Friends called by. I would have joined them , but I know that even I can’t keep up with this lot.
Later that night my favourite person friends came and cooked me steamboat and I was a very happy fish indeed.
Post script: do click on the last picture and look at the smile on the face on the left....
Sunday, August 3, 2008
I take her by the arm.
I say: we are going out today.
To the other side of town: this here is part of my landscape, as you know. I show her tracks invisible to the naked eye.
Here in this market, I tell her, I used to sell strange jewellery.
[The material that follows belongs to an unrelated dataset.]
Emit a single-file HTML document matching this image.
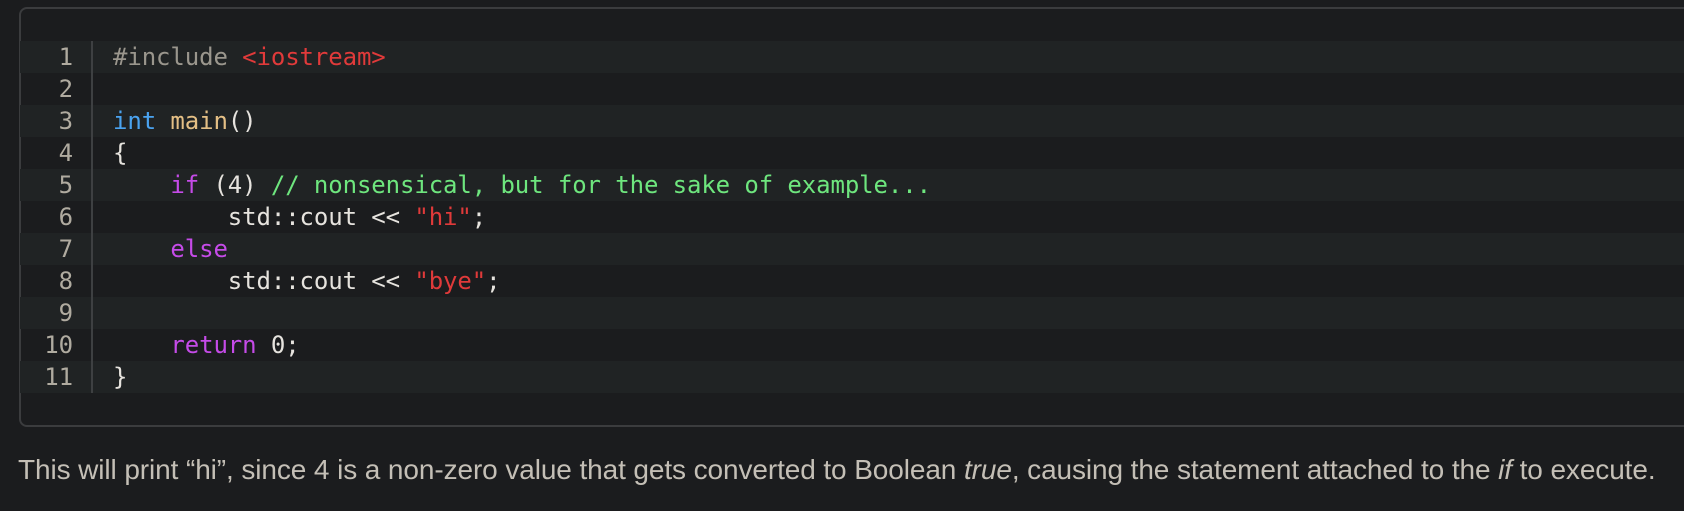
<!DOCTYPE html>
<html><head><style>
html,body{margin:0;padding:0;background:#1b1c1e;width:1684px;height:511px;overflow:hidden}
.box{position:absolute;left:19px;top:7px;width:1700px;height:420px;border:2px solid #3b3c3e;border-radius:8px;box-sizing:border-box;}
.rows{position:absolute;left:20px;top:41px;width:1664px}
.r{height:32px;position:relative;font-family:"DejaVu Sans Mono","Liberation Mono",monospace;font-size:24px;line-height:32px;color:#e6e3de;white-space:pre;letter-spacing:-0.1px}
.r:nth-child(odd){background:#202324}
.n{position:absolute;right:1611px;color:#b0aba0;text-align:right}
.c{position:absolute;left:93px}
.sep{position:absolute;left:91px;top:41px;width:2px;height:352px;background:#3e4042}
.pp{color:#9a968d}.str{color:#e03a3a}.kw{color:#4aa3f0}.fn{color:#e4bf85}.ctl{color:#c54be8}.cm{color:#6ee67e}
p{position:absolute;left:18px;top:454px;margin:0;font-family:"Liberation Sans",sans-serif;font-size:28px;color:#c4bfb6;white-space:nowrap;letter-spacing:-0.1px}
</style></head><body>
<div class="box"></div>
<div class="rows">
<div class="r"><span class="n">1</span><span class="c"><span class="pp">#include </span><span class="str">&lt;iostream&gt;</span></span></div>
<div class="r"><span class="n">2</span></div>
<div class="r"><span class="n">3</span><span class="c"><span class="kw">int</span> <span class="fn">main</span>()</span></div>
<div class="r"><span class="n">4</span><span class="c">{</span></div>
<div class="r"><span class="n">5</span><span class="c">    <span class="ctl">if</span> (4) <span class="cm">// nonsensical, but for the sake of example...</span></span></div>
<div class="r"><span class="n">6</span><span class="c">        std::cout &lt;&lt; <span class="str">"hi"</span>;</span></div>
<div class="r"><span class="n">7</span><span class="c">    <span class="ctl">else</span></span></div>
<div class="r"><span class="n">8</span><span class="c">        std::cout &lt;&lt; <span class="str">"bye"</span>;</span></div>
<div class="r"><span class="n">9</span></div>
<div class="r"><span class="n">10</span><span class="c">    <span class="ctl">return</span> 0;</span></div>
<div class="r"><span class="n">11</span><span class="c">}</span></div>
</div>
<div class="sep"></div>
<p>This will print “hi”, since 4 is a non-zero value that gets converted to Boolean <i>true</i>, causing the statement attached to the <i>if</i> to execute.</p>
</body></html>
A kind of collision between Elizabethan miniature and the remains of a car smash: I was well known for them.
At the end of the day my eyes would be full of the fluff from the pods of the trees, which was sprinkling down as I told her this in the silver sunshine. Just like always.
It used to be more edgy then, I tell her.
Then there was cockatoo Island: I thought I may have to defend the Biennale Artworks. This could be tiresome if so.
But it wasn't necessary, and I was surprised.
William Kentridge a favourite of hers, as it happens.
Despite the potential for the site to completely engage all thoughts, the works spoke intriguingly enough within them.
It was hard to emerge from a dark space in which one was immersed in an enactment of the 1984 Coal Riots in Northern England into the shining day here on Cockatoo Island.
Soon I shall post at length about cockatoo island. Tomorrow I will paint and I will not think about anything but that.
At the end of the day she was holding my hand.